I was mortified of course - but on inquiring of the other nurses what it could have been I'd done to offend, was told:
"Oh, don't worry about her! She'll sit next to no-one - she believes she is the Grand Duchess Anastasia."
Now why hadn't I thought of that, I asked myself......
Oh dear- you have to break his silence Ian, even if it means making a fool out of yourself! And keep us posted!
Oh dear- you have to break his silence Ian, even if it means making a fool out of yourself! And keep us posted!
YE gods! a sick laptop? I'm right there with you and you know that - goes right in the with the prayers during morning meditation. Indeed! Makes your teeth itch doesn't it? You could always visit the Apple store and drool - that's what I did when mine was unwell, and I think the word got out as it was in the backroom at the time and miraculously revived under the hands of the techs. Um hmm....
As for TG, great story. When Q was wee and we took to the air, which was often, I would make up stories about all the passengers to keep her entertained. TG would be good for a lengthly tale me thinks!

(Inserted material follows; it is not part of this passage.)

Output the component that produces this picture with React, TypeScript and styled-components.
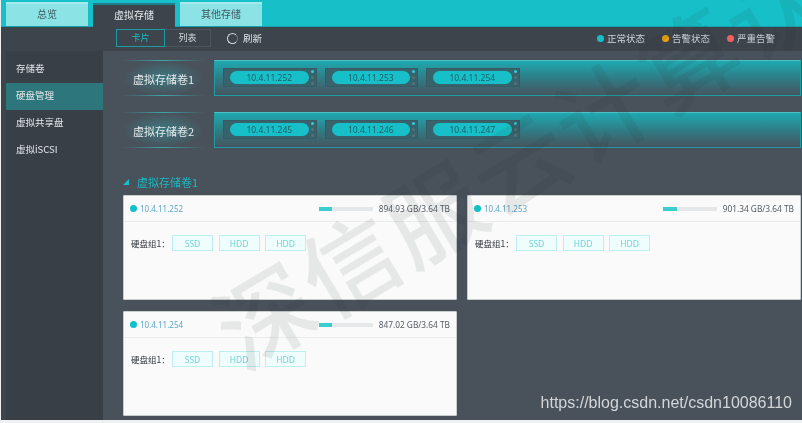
import styled, { createGlobalStyle } from "styled-components"

const GlobalStyle = createGlobalStyle`
  html, body {
    margin: 0;
    padding: 0;
    background: #f0f1f2;
  }
  * {
    box-sizing: border-box;
  }
`

const Page = styled.div`
  position: relative;
  width: 802px;
  height: 423px;
  padding: 0 0 3px 1px;
  overflow: hidden;
  background: #eef0f1;
  font-family: "Noto Sans CJK SC", "Noto Sans", sans-serif;
  font-size: 9.5px;
  color: #dfe3e6;
  filter: blur(0.45px);
`

const Frame = styled.div`
  display: flex;
  flex-direction: column;
  height: 100%;
  background: #49525b;
`

const TabBar = styled.div`
  display: flex;
  align-items: flex-end;
  gap: 5px;
  height: 27px;
  padding: 2px 0 0 5px;
  background: #17c0c9;
  border-bottom: 1px solid #14a3ac;
`

const Tab = styled.div<{ $active?: boolean }>`
  width: 82px;
  height: 24px;
  margin-bottom: ${(p) => (p.$active ? -1 : 0)}px;
  padding-bottom: 3px;
  display: flex;
  align-items: center;
  justify-content: center;
  background: ${(p) => (p.$active ? "#3d444c" : "#8be3e6")};
  color: ${(p) => (p.$active ? "#e6e9eb" : "#3f5a60")};
  border-top: 2px solid ${(p) => (p.$active ? "#1f7f88" : "#a5eaec")};
  font-size: 10px;
`

const Toolbar = styled.div`
  display: flex;
  align-items: center;
  height: 24px;
  padding: 0 27px 2px 115px;
  background: #3d444c;
`

const Segment = styled.div`
  display: flex;
  height: 18px;
`

const SegmentItem = styled.div<{ $active?: boolean }>`
  width: ${(p) => (p.$active ? 49 : 46)}px;
  padding-bottom: 1px;
  display: flex;
  align-items: center;
  justify-content: center;
  font-size: 9px;
  color: ${(p) => (p.$active ? "#17c0c9" : "#d5d9dc")};
  border: 1px solid ${(p) => (p.$active ? "#1d9aa2" : "#4d555d")};
  border-left-width: ${(p) => (p.$active ? 1 : 0)}px;
`

const Refresh = styled.div`
  display: flex;
  align-items: center;
  gap: 5px;
  margin-left: 16px;
`

const RefreshRing = styled.span`
  width: 11px;
  height: 11px;
  border-radius: 50%;
  border: 1.5px solid #d5d9dc;
  border-right-color: #6d747b;
`

const Legend = styled.div`
  display: flex;
  gap: 17px;
  margin-left: auto;
`

const LegendItem = styled.div`
  display: flex;
  align-items: center;
  gap: 3px;
  color: #cfd4d8;
`

const Dot = styled.span<{ $color: string }>`
  flex: none;
  width: 7px;
  height: 7px;
  border-radius: 50%;
  background: ${(p) => p.$color};
`

const Body = styled.div`
  flex: 1;
  display: flex;
  min-height: 0;
`

const Sidebar = styled.div`
  flex: none;
  width: 102px;
  padding: 5px 0 0 5px;
  background: linear-gradient(90deg, #3d444c 5px, #383f47 5px);
`

const SideItem = styled.div<{ $active?: boolean }>`
  height: 27px;
  padding: 0 0 3px 10px;
  display: flex;
  align-items: center;
  font-size: 9.5px;
  color: #e4e7e9;
  background: ${(p) => (p.$active ? "#2d767c" : "transparent")};
`

const Content = styled.div`
  flex: 1;
  padding: 9px 0 0 19px;
  min-width: 0;
`

const VolumeRow = styled.div`
  display: flex;
  gap: 9px;
  height: 36px;
  margin-bottom: 16px;
`

const VolumeLabel = styled.div`
  position: relative;
  flex: none;
  width: 83px;
  padding-top: 1px;
  display: flex;
  align-items: center;
  justify-content: center;
  font-size: 11px;
  color: #e8ebed;
  background: radial-gradient(ellipse at center, #3d7a82 0%, rgba(73, 82, 91, 0) 68%);

  &::before,
  &::after {
    content: "";
    position: absolute;
    left: 0;
    right: 0;
    height: 1px;
    background: linear-gradient(90deg, transparent, #3fa4aa, transparent);
  }
  &::before {
    top: 0;
  }
  &::after {
    bottom: 0;
  }
`

const VolumePanel = styled.div`
  flex: 1;
  display: flex;
  align-items: center;
  gap: 8px;
  padding: 0 0 1px 8px;
  margin-right: 1px;
  border: 1px solid #1f9ea6;
  border-top-color: #4fc0c6;
  background: linear-gradient(180deg, #1fa9b1 0%, #2f7d86 50%, #46555f 100%);
`

const Server = styled.div`
  display: flex;
  align-items: center;
  width: 93.5px;
  height: 19px;
  padding: 0 2px 0 6px;
  background: #37636c;
  border: 1px solid #3a5a63;
`

const ServerPill = styled.div`
  flex: 1;
  height: 13px;
  display: flex;
  align-items: center;
  justify-content: center;
  border-radius: 7px;
  background: #17c0c9;
  font-family: "Noto Sans", sans-serif;
  font-size: 8.5px;
  color: #1f5d66;
`

const ServerLeds = styled.div`
  display: flex;
  flex-direction: column;
  gap: 3px;
  margin-left: 2px;
`

const Led = styled.span<{ $on?: boolean }>`
  width: 3px;
  height: 3px;
  border-radius: 50%;
  background: ${(p) => (p.$on ? "#2ad0d8" : "#5a7078")};
`

const SectionTitle = styled.div`
  display: flex;
  align-items: center;
  gap: 8px;
  height: 16px;
  margin: 26px 0 5px 1px;
  padding-bottom: 1px;
  font-size: 11px;
  color: #19b9c2;
`

const Triangle = styled.span`
  width: 0;
  height: 0;
  border-style: solid;
  border-width: 0 0 6px 6px;
  border-color: transparent transparent #19c0c9 transparent;
`

const CardGrid = styled.div`
  display: grid;
  grid-template-columns: 334px 334px;
  grid-auto-rows: 105px;
  gap: 11px 10px;
  margin-left: 1px;
`

const Card = styled.div`
  background: #fafafa;
  border: 1px solid #c9ced1;
  border-radius: 1px;
`

const CardHead = styled.div`
  display: flex;
  align-items: center;
  height: 26px;
  padding: 0 6px;
  border-bottom: 1px solid #e9ebec;
`

const CardIp = styled.span`
  margin-left: 3px;
  font-family: "Noto Sans", sans-serif;
  font-size: 8px;
  color: #5da6c9;
`

const Usage = styled.div`
  display: flex;
  align-items: center;
  gap: 6px;
  margin-left: auto;
  font-family: "Noto Sans", sans-serif;
  font-size: 8.3px;
  color: #555c62;
`

const UsageTrack = styled.div`
  width: 54px;
  height: 4px;
  background: #e6e7e8;
`

const UsageFill = styled.div`
  height: 100%;
  background: #3ccdd0;
`

const DiskGroup = styled.div`
  display: flex;
  align-items: center;
  padding: 13px 0 0 7px;
  color: #33383d;
  font-size: 8.5px;
`

const DiskLabel = styled.span`
  width: 41px;
`

const DiskList = styled.div`
  display: flex;
  gap: 5.5px;
`

const Disk = styled.div`
  width: 41px;
  height: 16px;
  display: flex;
  align-items: center;
  justify-content: center;
  font-family: "Noto Sans", sans-serif;
  font-size: 8.5px;
  color: #6fd3d8;
  background: #f0fdfd;
  border: 1px solid #bdeef0;
`

const Watermark = styled.div`
  position: absolute;
  left: 246px;
  top: 282px;
  font-size: 96px;
  font-weight: 500;
  letter-spacing: 3px;
  line-height: 1;
  white-space: nowrap;
  color: rgba(30, 40, 48, 0.09);
  transform: rotate(-31deg);
  transform-origin: 0 100%;
  pointer-events: none;
`

const SiteMark = styled.div`
  position: absolute;
  right: 10px;
  bottom: 11px;
  font-family: "Liberation Sans", sans-serif;
  font-size: 16px;
  color: #d3d6d8;
`

const volumes = [
  { name: "虚拟存储卷1", ips: ["10.4.11.252", "10.4.11.253", "10.4.11.254"] },
  { name: "虚拟存储卷2", ips: ["10.4.11.245", "10.4.11.246", "10.4.11.247"] },
]

const cards = [
  { ip: "10.4.11.252", used: "894.93 GB/3.64 TB", pct: 25 },
  { ip: "10.4.11.253", used: "901.34 GB/3.64 TB", pct: 26 },
  { ip: "10.4.11.254", used: "847.02 GB/3.64 TB", pct: 24 },
]

export default function App() {
  return (
    <Page>
      <GlobalStyle />
      <Frame>
        <TabBar>
          <Tab>总览</Tab>
          <Tab $active>虚拟存储</Tab>
          <Tab>其他存储</Tab>
        </TabBar>
        <Toolbar>
          <Segment>
            <SegmentItem $active>卡片</SegmentItem>
            <SegmentItem>列表</SegmentItem>
          </Segment>
          <Refresh>
            <RefreshRing />
            刷新
          </Refresh>
          <Legend>
            <LegendItem>
              <Dot $color="#17c0c9" />
              正常状态
            </LegendItem>
            <LegendItem>
              <Dot $color="#eda30f" />
              告警状态
            </LegendItem>
            <LegendItem>
              <Dot $color="#f0605f" />
              严重告警
            </LegendItem>
          </Legend>
        </Toolbar>
        <Body>
          <Sidebar>
            <SideItem>存储卷</SideItem>
            <SideItem $active>硬盘管理</SideItem>
            <SideItem>虚拟共享盘</SideItem>
            <SideItem>虚拟iSCSI</SideItem>
          </Sidebar>
          <Content>
            {volumes.map((v) => (
              <VolumeRow key={v.name}>
                <VolumeLabel>{v.name}</VolumeLabel>
                <VolumePanel>
                  {v.ips.map((ip) => (
                    <Server key={ip}>
                      <ServerPill>{ip}</ServerPill>
                      <ServerLeds>
                        <Led $on />
                        <Led />
                        <Led />
                      </ServerLeds>
                    </Server>
                  ))}
                </VolumePanel>
              </VolumeRow>
            ))}
            <SectionTitle>
              <Triangle />
              虚拟存储卷1
            </SectionTitle>
            <CardGrid>
              {cards.map((c) => (
                <Card key={c.ip}>
                  <CardHead>
                    <Dot $color="#12c0c9" />
                    <CardIp>{c.ip}</CardIp>
                    <Usage>
                      <UsageTrack>
                        <UsageFill style={{ width: `${c.pct}%` }} />
                      </UsageTrack>
                      {c.used}
                    </Usage>
                  </CardHead>
                  <DiskGroup>
                    <DiskLabel>硬盘组1：</DiskLabel>
                    <DiskList>
                      <Disk>SSD</Disk>
                      <Disk>HDD</Disk>
                      <Disk>HDD</Disk>
                    </DiskList>
                  </DiskGroup>
                </Card>
              ))}
            </CardGrid>
          </Content>
        </Body>
      </Frame>
      <Watermark>深信服云计算认</Watermark>
      <SiteMark>https://blog.csdn.net/csdn10086110</SiteMark>
    </Page>
  )
}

I have a neighbour who is sort of like TG. We've been neighbours for over 15 years, and I just recently got her to say hello when we pass on the sidewalk.
Maybe I remind her of someone she hates?
As for the laptop - Lesson learned. Hopefully you'll spring for an external hard disk and back your stuff up.
Like I'm one to talk!
Oooh methinks there's going to be a good story in here somewhere. Do let us know if you ever crack this case LOL.
This morning TG was having coffee (solo, of course) in the downstairs restaurant from the coffee place. Wonder what that means? Hmm.
Waiting with bated breath for more on the TG saga. I had the opposite experience today. A guy with a Doberman was the friendliest guy I've ever met at the dog park. I was blown away. Clearly like that with everyone.